Também é preciso muita coragem, disposição e amor pela música, para viabilizar um projeto como o da Casa do Núcleo – pequeno centro cultural, com uma compacta sala de espetáculos, que Taubkin e sua dedicada equipe de colaboradores vêm gerindo desde 2011, sem contar com patrocinadores. Qualquer espectador que já tenha acompanhado um show, oficina, debate ou leitura de poesias, na Casa, certamente vai concordar com o slogan “small is beautiful” (pequeno é bonito), que o próprio Taubkin (na foto abaixo) justifica tão bem:

"A ideia de crescimento ilimitado nos parece um desses grandes enganos do nosso tempo. Há que buscar ser sustentável e, ao mesmo tempo, manter-se pequeno. Há que dar espaço aos processos artesanais, trabalhar com números possíveis, entender o sucesso de uma outra forma”.

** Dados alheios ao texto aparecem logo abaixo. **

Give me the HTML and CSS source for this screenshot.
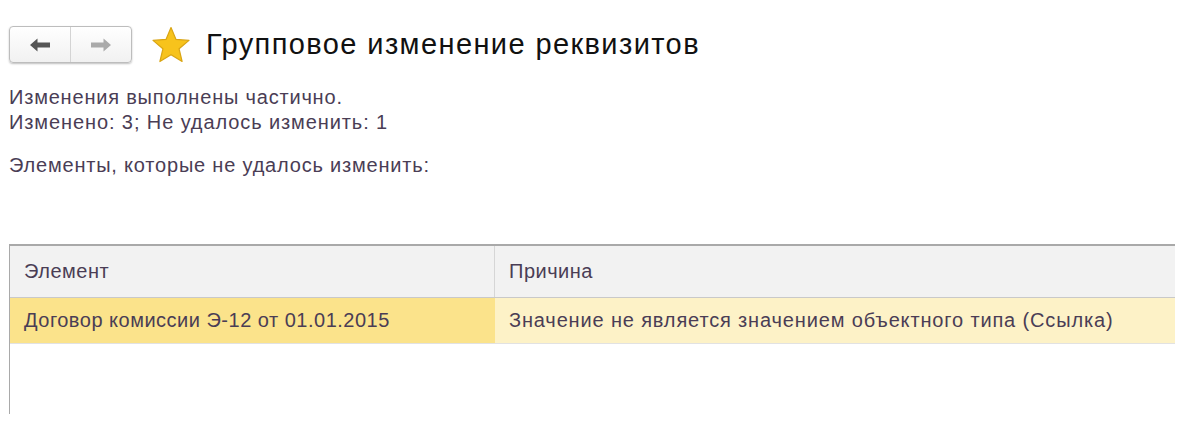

Por essas e outras, durante o belo show da última sexta-feira, fiquei imaginando como alguém que estivesse ali, sem conhecer a história do Núcleo ou seus discos, reagiria ao ver e ouvir aqueles 23 artistas, entre instrumentistas, cantores e poetas, agrupados em diversos projetos que abrangem música regional, canções e improvisos instrumentais. Provavelmente, o desavisado se encantaria com aquelas músicas tão diferentes das que circulam hoje por aí.

Difícil não se emocionar ao ouvir o introspectivo solo de piano de Taubkin, que abriu a noite, seguido pelos vocais e tambores do grupo Clareira. Vários improvisos marcaram as apresentações seguintes: do quarteto Fronteiras Imaginárias, que destaca o sax soprano do colombiano Antonio Arnedo, ao projeto Sons de Sobrevivência, com a percussão de Guilherme Kastrup, até o diálogo entre poesia e música do projeto Landscapes, com as intervenções dos poetas Natália Barros, Fábio Malavoglia e Marcelo Montenegro.

Envolvente também foi a apresentação dos músicos do coletivo Roda Gigante, que tocaram uma bela versão de “Drão” (Gilberto Gil), sucedida pelo encontro dos 23 músicos em um improviso coletivo, para encerrar a noite. Tomara que a alegria e as emoções dessa festa emprestem novas energias a Taubkin e à equipe do Núcleo para seguir produzindo outros eventos, shows e discos. Nossos ouvidos precisam muito dessas belezas musicais.